A couple of weeks ago I did a Marvel movie marathon, watching classics I’d never seen before (like “Iron Man”) and re-watching more recent movies (like “Avengers: Endgame”).
In “Endgame,” Marvel’s colossal story arc is plunging toward a conclusion, and every character knows the stakes are high. We see Iron Man, Captain America, Thor, the Hulk, Hawkeye and Black Widow each preparing for the fight they know is coming. In the movie trailer, we hear several of the superheroes calmly commit to the challenge, reminding themselves: “Whatever it takes.”
The problem we all face
I’ve noticed recently that it’s easy for me to drift, to just “get by” in my spiritual life. It takes zero effort to fall into the habit of meeting minimal requirements and not really apply myself to taking ground in my own spiritual growth and sanctification. I can let myself off the hook about fighting seemingly small, “respectable” sins or even just wastes of time.
It isn’t wrong to watch a movie. It isn’t wrong to have a movie marathon. But how often am I choosing passive entertainment instead of seeking to know God more? How often am I filling my free time with my own leisure instead of preparing myself for the good works God would have me to do? How often do I check off reading my Bible or praying as if it’s just part of my daily routine — without realizing how central both are to my spiritual life?
When the apostle Paul was nearing the end of his life, he wrote another letter to Timothy, painting a vibrant word picture that still preaches to us, too: “Now in a great house there are not only vessels of gold and silver but also of wood and clay, some for honorable use, some for dishonorable,” he wrote. “Therefore, if anyone cleanses himself from what is dishonorable, he will be a vessel for honorable use, set apart as holy, useful to the master of the house, ready for every good work.”
What can I point to in my life that is a vessel of wood or clay? Or what am I keeping in the corner, letting it gather dust when I should be polishing its silver shine?
A few times when I was a teenager, my parents had me temporarily fill out a timesheet of sorts. For every 30-minute period (or so), I wrote down what I had been doing. After a couple of days, I could see that I spent way more time on some things than I realized. It was easy to see where my time went.
Maybe I could do something similar now. What do I choose to do with my time on weekday evenings? What do I do first thing in the morning? There are apps that tell you how long you spend on specific apps at specific times — and it’s likely more time than we realize.
Hope for my cluttered life
Of course, following a list isn’t the point. It’s not even that helpful, as some of my previous attempts at list-following have proven. Jesus didn’t call us to fulfill a checklist or create a behavior modification system. Quite the opposite: the glory of the gospel is that we can’t cross all our Ts and dot all our Is. We will never be perfect. To tweak Paul’s analogy, we can never purge our own houses of all our wooden vessels.
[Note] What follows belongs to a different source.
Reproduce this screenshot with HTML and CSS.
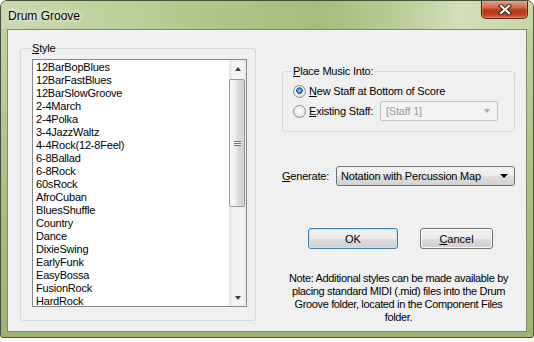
FILE: index.html
```html
<!DOCTYPE html>
<html lang="en">
<head>
  <meta charset="UTF-8">
  <title>Drum Groove</title>
  <link rel="stylesheet" href="styles.css">
</head>
<body>

  <div class="window">
    <!-- Title bar -->
    <div class="titlebar">
      <span class="title">Drum Groove</span>
      <button class="close" title="Close">
        <svg width="14" height="11" viewBox="0 0 14 11">
          <path d="M3 2 L11 9 M11 2 L3 9" stroke="#3b2118" stroke-width="4.2" stroke-linecap="square" fill="none"/>
          <path d="M3 2 L11 9 M11 2 L3 9" stroke="#ffffff" stroke-width="2.2" stroke-linecap="square" fill="none"/>
        </svg>
      </button>
    </div>

    <div class="client">
      <!-- Style list -->
      <fieldset class="group style-group">
        <legend><u>S</u>tyle</legend>
        <div class="listbox">
          <ul class="items">
            <li>12BarBopBlues</li>
            <li>12BarFastBlues</li>
            <li>12BarSlowGroove</li>
            <li>2-4March</li>
            <li>2-4Polka</li>
            <li>3-4JazzWaltz</li>
            <li>4-4Rock(12-8Feel)</li>
            <li>6-8Ballad</li>
            <li>6-8Rock</li>
            <li>60sRock</li>
            <li>AfroCuban</li>
            <li>BluesShuffle</li>
            <li>Country</li>
            <li>Dance</li>
            <li>DixieSwing</li>
            <li>EarlyFunk</li>
            <li>EasyBossa</li>
            <li>FusionRock</li>
            <li>HardRock</li>
          </ul>
          <div class="scrollbar">
            <div class="sb-btn"><span class="tri-up"></span></div>
            <div class="track">
              <div class="thumb"><span class="grip"></span></div>
            </div>
            <div class="sb-btn"><span class="tri-down"></span></div>
          </div>
        </div>
      </fieldset>

      <!-- Right side options -->
      <div class="side">
        <fieldset class="group place-group">
          <legend><u>P</u>lace Music Into:</legend>
          <div class="radio-row">
            <span class="radio checked"></span>
            <span><u>N</u>ew Staff at Bottom of Score</span>
          </div>
          <div class="radio-row">
            <span class="radio"></span>
            <span class="staff-label"><u>E</u>xisting Staff:</span>
            <div class="combo disabled">
              <span>[Staff 1]</span>
              <span class="tri-down"></span>
            </div>
          </div>
        </fieldset>

        <div class="generate-row">
          <span class="gen-label"><u>G</u>enerate:</span>
          <div class="combo gen-combo">
            <span>Notation with Percussion Map</span>
            <span class="tri-down big"></span>
          </div>
        </div>

        <div class="buttons">
          <button class="btn ok">OK</button>
          <button class="btn cancel"><u>C</u>ancel</button>
        </div>

        <p class="note">Note: Additional styles can be made available by<br>
          placing standard MIDI (.mid) files into the Drum<br>
          Groove folder, located in the Component Files<br>
          folder.</p>
      </div>
    </div>
  </div>

</body>
</html>
```

FILE: styles.css
```css
body {
  margin: 0;
  background: #fff;
  font-family: "Liberation Sans", Arial, sans-serif;
  font-size: 11px;
  letter-spacing: -0.2px;
  color: #000;
}
.window {
  width: 534px;
  height: 338px;
  box-sizing: border-box;
  border: 1px solid #46513a;
  border-radius: 7px 7px 3px 3px;
  background: linear-gradient(to bottom, #c4d4a3, #abc083 55%, #9cb374);
  display: flex;
  flex-direction: column;
  overflow: hidden;
}
.titlebar {
  height: 28px;
  display: flex;
  align-items: flex-start;
  background: linear-gradient(to right, #cbd9ae 0%, #bdd09a 22%, #afc487 42%, #a6bc7c 60%, #b9cb94 74%, #d2dfba 86%, #c7d6a8 100%);
}
.title {
  margin: 8px 0 0 7px;
  font-size: 12px;
  line-height: 14px;
  letter-spacing: 0;
  text-shadow: 0 0 6px #fff, 0 0 3px #eef4e2;
}
.close {
  margin: 0 5px 0 auto;
  width: 47px;
  height: 18px;
  padding: 0;
  border: 1px solid #55200f;
  border-top: none;
  border-radius: 0 0 5px 5px;
  background: linear-gradient(#e29c88 0%, #d2694c 40%, #b9381a 52%, #bd3f1c 78%, #d86a45 100%);
  display: flex;
  align-items: center;
  justify-content: center;
  box-shadow: inset 0 0 0 1px rgba(255, 200, 180, 0.3);
}
.client {
  margin: 0 6px;
  height: 303px;
  box-sizing: border-box;
  border: 1px solid #7f8c69;
  background: #f0f0f0;
  display: flex;
  align-items: flex-start;
  padding: 11px 0 0 12px;
}
.group {
  margin: 0;
  border: 1px solid #d3dbe0;
  border-radius: 3px;
  min-width: 0;
}
.group legend {
  padding: 0 1px;
  margin-left: -1px;
  line-height: 14px;
}
.style-group {
  width: 236px;
  box-sizing: border-box;
  padding: 4px 8px 13px 11px;
}
.listbox {
  height: 248px;
  box-sizing: border-box;
  border: 1px solid #828790;
  background: #fff;
  display: flex;
}
.items {
  list-style: none;
  margin: 0;
  padding: 1px 0 0 3px;
  flex: 1;
  overflow: hidden;
}
.items li {
  height: 13px;
  line-height: 13px;
  white-space: nowrap;
}
.scrollbar {
  width: 17px;
  display: flex;
  flex-direction: column;
  background: linear-gradient(to right, #e6e6e6, #f3f3f3 25%, #f3f3f3 80%, #e8e8e8);
}
.sb-btn {
  height: 17px;
  display: flex;
  align-items: center;
  justify-content: center;
}
.tri-up {
  width: 0;
  height: 0;
  border-left: 3.5px solid transparent;
  border-right: 3.5px solid transparent;
  border-bottom: 4px solid #3c3c3c;
}
.tri-down {
  width: 0;
  height: 0;
  border-left: 3.5px solid transparent;
  border-right: 3.5px solid transparent;
  border-top: 4px solid #3c3c3c;
}
.track {
  flex: 1;
}
.thumb {
  margin-top: 2px;
  width: 16px;
  height: 128px;
  box-sizing: border-box;
  border: 1px solid #979797;
  border-radius: 2px;
  background: linear-gradient(to right, #f6f6f6, #ececec 45%, #dadada 55%, #d2d2d2);
  display: flex;
  align-items: center;
  justify-content: center;
}
.grip {
  width: 7px;
  height: 5px;
  background: repeating-linear-gradient(to bottom, #707070 0 1px, #f4f4f4 1px 2px);
}
.side {
  width: 233px;
  margin-left: 26px;
  display: flex;
  flex-direction: column;
}
.place-group {
  margin-top: 23px;
  padding: 3px 10px 10px 10px;
}
.radio-row {
  display: flex;
  align-items: center;
  height: 20px;
}
.radio {
  flex: none;
  width: 13px;
  height: 13px;
  box-sizing: border-box;
  margin-right: 3px;
  border-radius: 50%;
  border: 1px solid #8e8f8f;
  background: radial-gradient(circle at 50% 40%, #ffffff 0, #ececec 55%, #d0d0d0 100%);
}
.radio.checked {
  background:
    radial-gradient(circle at 50% 42%, #b7e2ff 0, #3d95e6 1.6px, #1c5ea8 3px, rgba(28, 94, 168, 0) 3.6px),
    radial-gradient(circle at 50% 40%, #ffffff 0, #ececec 55%, #d0d0d0 100%);
}
.staff-label {
  width: 71px;
}
.combo {
  height: 20px;
  box-sizing: border-box;
  display: flex;
  align-items: center;
  justify-content: space-between;
  border-radius: 2px;
}
.combo.disabled {
  width: 118px;
  padding: 0 7px 0 5px;
  border: 1px solid #c5c5c5;
  background: #f3f3f3;
  color: #9c9c9c;
}
.combo.disabled .tri-down {
  border-top-color: #a9a9a9;
}
.generate-row {
  margin-top: 34px;
  display: flex;
  align-items: center;
}
.gen-label {
  width: 54px;
}
.gen-combo {
  width: 179px;
  padding: 0 6px 0 4px;
  border: 1px solid #707070;
  border-radius: 3px;
  background: linear-gradient(#f3f3f3 0%, #ececec 50%, #dedede 51%, #d2d2d2 100%);
}
.tri-down.big {
  border-left-width: 4px;
  border-right-width: 4px;
  border-top-width: 4px;
  border-top-color: #000;
}
.buttons {
  margin-top: 42px;
  padding-left: 26px;
  display: flex;
  gap: 22px;
}
.btn {
  height: 21px;
  padding: 0;
  font-family: "Liberation Sans", Arial, sans-serif;
  font-size: 11px;
  color: #000;
  border: 1px solid #707070;
  border-radius: 3px;
  background: linear-gradient(#f2f2f2 0%, #ebebeb 50%, #dddddd 51%, #cfcfcf 100%);
  box-shadow: inset 0 0 0 1px #fbfbfb;
}
.btn.ok {
  width: 90px;
  border-color: #3c7fb1;
  box-shadow: inset 0 0 0 1px #bfe7fb;
}
.btn.cancel {
  width: 73px;
}
.note {
  margin: 23px 0 0;
  line-height: 13px;
  letter-spacing: -0.35px;
  text-align: center;
  white-space: nowrap;
}
```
Jesus fulfilled the checklist for us. He lived the blameless life, made all the right decisions, and handed us the reward that comes only with perfection. Do we really grasp the grace God has given us?
To fully understand the tremendous reality of the gospel means to change our questions. No longer should we be asking, “Is this allowed?” but instead, “Will this bring me into closer fellowship with Christ, preparing me for whatever work He has for me?”
Whatever it takes. In “Endgame,” the characters were willing to sacrifice whatever was necessary — even to the point of sacrificing everything. What am I willing to sacrifice for the incomparable treasure of seeking after Christ? What am I willing to give up to know and trust Him more?